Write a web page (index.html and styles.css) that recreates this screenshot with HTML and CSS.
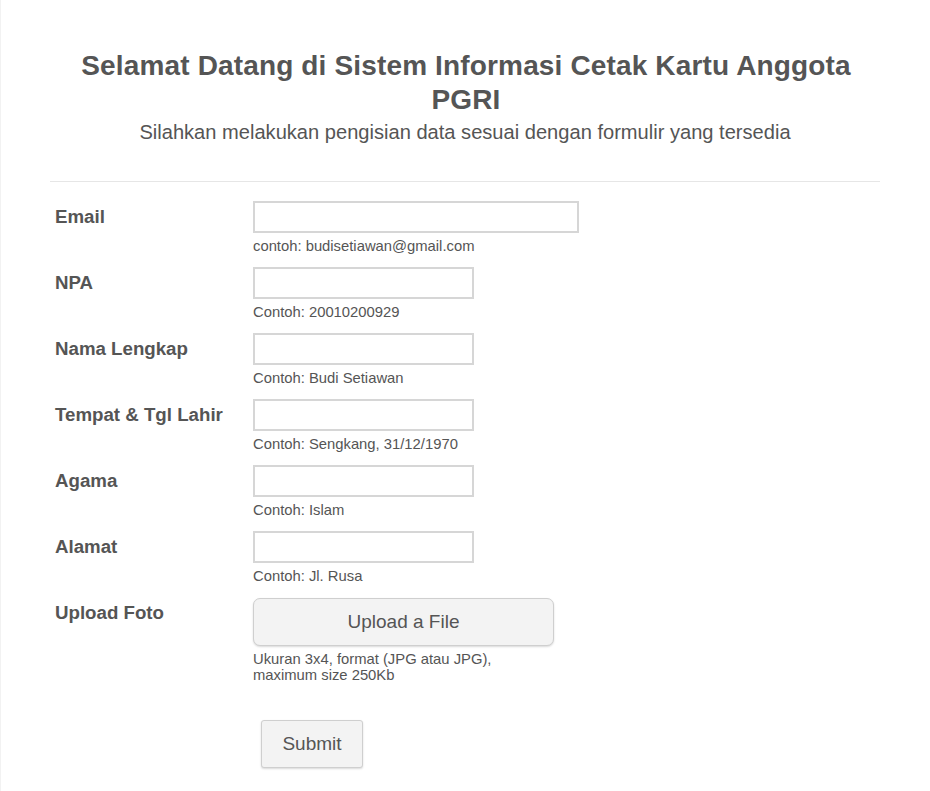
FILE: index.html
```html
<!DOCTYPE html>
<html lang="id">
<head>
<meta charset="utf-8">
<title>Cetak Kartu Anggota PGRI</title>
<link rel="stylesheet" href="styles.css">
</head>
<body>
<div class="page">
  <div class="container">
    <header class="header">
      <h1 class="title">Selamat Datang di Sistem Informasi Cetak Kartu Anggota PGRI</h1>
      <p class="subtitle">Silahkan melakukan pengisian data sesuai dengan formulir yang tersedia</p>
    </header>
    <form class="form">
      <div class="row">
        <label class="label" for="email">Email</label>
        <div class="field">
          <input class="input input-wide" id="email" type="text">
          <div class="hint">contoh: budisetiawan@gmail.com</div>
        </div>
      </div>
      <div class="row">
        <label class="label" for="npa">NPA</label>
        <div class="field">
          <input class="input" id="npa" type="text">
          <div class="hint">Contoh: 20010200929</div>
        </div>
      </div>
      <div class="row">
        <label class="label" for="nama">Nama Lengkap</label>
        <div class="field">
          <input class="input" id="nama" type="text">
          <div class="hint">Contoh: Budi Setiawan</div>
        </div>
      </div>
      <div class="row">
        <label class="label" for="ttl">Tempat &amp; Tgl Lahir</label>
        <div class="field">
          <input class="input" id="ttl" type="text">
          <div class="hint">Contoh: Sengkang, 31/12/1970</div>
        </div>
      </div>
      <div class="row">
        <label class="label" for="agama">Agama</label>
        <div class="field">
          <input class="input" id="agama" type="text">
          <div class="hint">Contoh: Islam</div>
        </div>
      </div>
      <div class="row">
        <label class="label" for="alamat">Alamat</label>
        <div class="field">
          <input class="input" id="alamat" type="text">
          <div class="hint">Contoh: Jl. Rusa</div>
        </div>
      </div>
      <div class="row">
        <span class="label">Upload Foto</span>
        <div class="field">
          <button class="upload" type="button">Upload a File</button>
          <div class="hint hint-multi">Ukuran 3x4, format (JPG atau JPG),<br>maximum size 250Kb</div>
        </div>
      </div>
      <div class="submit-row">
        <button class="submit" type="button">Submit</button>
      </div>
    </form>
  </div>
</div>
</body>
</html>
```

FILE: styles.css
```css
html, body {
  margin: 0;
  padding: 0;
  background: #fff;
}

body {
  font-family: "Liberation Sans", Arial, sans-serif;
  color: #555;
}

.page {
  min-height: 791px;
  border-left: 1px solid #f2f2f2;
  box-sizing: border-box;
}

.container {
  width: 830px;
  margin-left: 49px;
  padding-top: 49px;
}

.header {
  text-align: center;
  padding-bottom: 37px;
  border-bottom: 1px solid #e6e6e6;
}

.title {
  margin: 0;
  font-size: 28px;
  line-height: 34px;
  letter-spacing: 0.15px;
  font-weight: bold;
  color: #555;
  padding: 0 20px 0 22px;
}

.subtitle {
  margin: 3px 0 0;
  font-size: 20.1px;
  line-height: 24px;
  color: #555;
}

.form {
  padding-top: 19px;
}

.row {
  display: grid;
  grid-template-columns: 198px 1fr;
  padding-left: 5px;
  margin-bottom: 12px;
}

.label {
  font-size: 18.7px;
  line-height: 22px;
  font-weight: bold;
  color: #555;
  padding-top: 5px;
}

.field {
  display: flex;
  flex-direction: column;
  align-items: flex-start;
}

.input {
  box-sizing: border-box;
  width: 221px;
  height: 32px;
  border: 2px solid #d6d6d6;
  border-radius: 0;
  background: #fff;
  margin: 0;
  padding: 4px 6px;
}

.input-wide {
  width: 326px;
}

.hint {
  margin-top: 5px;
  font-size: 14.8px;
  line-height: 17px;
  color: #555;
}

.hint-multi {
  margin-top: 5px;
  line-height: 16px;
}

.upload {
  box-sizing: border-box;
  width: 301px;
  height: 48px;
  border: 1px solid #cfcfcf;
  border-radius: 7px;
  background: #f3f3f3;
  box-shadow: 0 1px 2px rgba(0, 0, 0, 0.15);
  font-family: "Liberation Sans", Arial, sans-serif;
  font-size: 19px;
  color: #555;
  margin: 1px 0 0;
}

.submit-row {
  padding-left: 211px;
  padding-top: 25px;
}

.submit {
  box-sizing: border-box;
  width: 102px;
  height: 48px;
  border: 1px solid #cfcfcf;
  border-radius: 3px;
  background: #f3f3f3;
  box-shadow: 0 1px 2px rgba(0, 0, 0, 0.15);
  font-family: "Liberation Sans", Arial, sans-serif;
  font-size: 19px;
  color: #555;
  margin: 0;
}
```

Aim: Write the listing out a second time exactly, dropping all images.

Written solution:
Write a web page (index.html and styles.css) that recreates this screenshot with HTML and CSS.
FILE: index.html
```html
<!DOCTYPE html>
<html lang="id">
<head>
<meta charset="utf-8">
<title>Cetak Kartu Anggota PGRI</title>
<link rel="stylesheet" href="styles.css">
</head>
<body>
<div class="page">
  <div class="container">
    <header class="header">
      <h1 class="title">Selamat Datang di Sistem Informasi Cetak Kartu Anggota PGRI</h1>
      <p class="subtitle">Silahkan melakukan pengisian data sesuai dengan formulir yang tersedia</p>
    </header>
    <form class="form">
      <div class="row">
        <label class="label" for="email">Email</label>
        <div class="field">
          <input class="input input-wide" id="email" type="text">
          <div class="hint">contoh: budisetiawan@gmail.com</div>
        </div>
      </div>
      <div class="row">
        <label class="label" for="npa">NPA</label>
        <div class="field">
          <input class="input" id="npa" type="text">
          <div class="hint">Contoh: 20010200929</div>
        </div>
      </div>
      <div class="row">
        <label class="label" for="nama">Nama Lengkap</label>
        <div class="field">
          <input class="input" id="nama" type="text">
          <div class="hint">Contoh: Budi Setiawan</div>
        </div>
      </div>
      <div class="row">
        <label class="label" for="ttl">Tempat &amp; Tgl Lahir</label>
        <div class="field">
          <input class="input" id="ttl" type="text">
          <div class="hint">Contoh: Sengkang, 31/12/1970</div>
        </div>
      </div>
      <div class="row">
        <label class="label" for="agama">Agama</label>
        <div class="field">
          <input class="input" id="agama" type="text">
          <div class="hint">Contoh: Islam</div>
        </div>
      </div>
      <div class="row">
        <label class="label" for="alamat">Alamat</label>
        <div class="field">
          <input class="input" id="alamat" type="text">
          <div class="hint">Contoh: Jl. Rusa</div>
        </div>
      </div>
      <div class="row">
        <span class="label">Upload Foto</span>
        <div class="field">
          <button class="upload" type="button">Upload a File</button>
          <div class="hint hint-multi">Ukuran 3x4, format (JPG atau JPG),<br>maximum size 250Kb</div>
        </div>
      </div>
      <div class="submit-row">
        <button class="submit" type="button">Submit</button>
      </div>
    </form>
  </div>
</div>
</body>
</html>
```

FILE: styles.css
```css
html, body {
  margin: 0;
  padding: 0;
  background: #fff;
}

body {
  font-family: "Liberation Sans", Arial, sans-serif;
  color: #555;
}

.page {
  min-height: 791px;
  border-left: 1px solid #f2f2f2;
  box-sizing: border-box;
}

.container {
  width: 830px;
  margin-left: 49px;
  padding-top: 49px;
}

.header {
  text-align: center;
  padding-bottom: 37px;
  border-bottom: 1px solid #e6e6e6;
}

.title {
  margin: 0;
  font-size: 28px;
  line-height: 34px;
  letter-spacing: 0.15px;
  font-weight: bold;
  color: #555;
  padding: 0 20px 0 22px;
}

.subtitle {
  margin: 3px 0 0;
  font-size: 20.1px;
  line-height: 24px;
  color: #555;
}

.form {
  padding-top: 19px;
}

.row {
  display: grid;
  grid-template-columns: 198px 1fr;
  padding-left: 5px;
  margin-bottom: 12px;
}

.label {
  font-size: 18.7px;
  line-height: 22px;
  font-weight: bold;
  color: #555;
  padding-top: 5px;
}

.field {
  display: flex;
  flex-direction: column;
  align-items: flex-start;
}

.input {
  box-sizing: border-box;
  width: 221px;
  height: 32px;
  border: 2px solid #d6d6d6;
  border-radius: 0;
  background: #fff;
  margin: 0;
  padding: 4px 6px;
}

.input-wide {
  width: 326px;
}

.hint {
  margin-top: 5px;
  font-size: 14.8px;
  line-height: 17px;
  color: #555;
}

.hint-multi {
  margin-top: 5px;
  line-height: 16px;
}

.upload {
  box-sizing: border-box;
  width: 301px;
  height: 48px;
  border: 1px solid #cfcfcf;
  border-radius: 7px;
  background: #f3f3f3;
  box-shadow: 0 1px 2px rgba(0, 0, 0, 0.15);
  font-family: "Liberation Sans", Arial, sans-serif;
  font-size: 19px;
  color: #555;
  margin: 1px 0 0;
}

.submit-row {
  padding-left: 211px;
  padding-top: 25px;
}

.submit {
  box-sizing: border-box;
  width: 102px;
  height: 48px;
  border: 1px solid #cfcfcf;
  border-radius: 3px;
  background: #f3f3f3;
  box-shadow: 0 1px 2px rgba(0, 0, 0, 0.15);
  font-family: "Liberation Sans", Arial, sans-serif;
  font-size: 19px;
  color: #555;
  margin: 0;
}
```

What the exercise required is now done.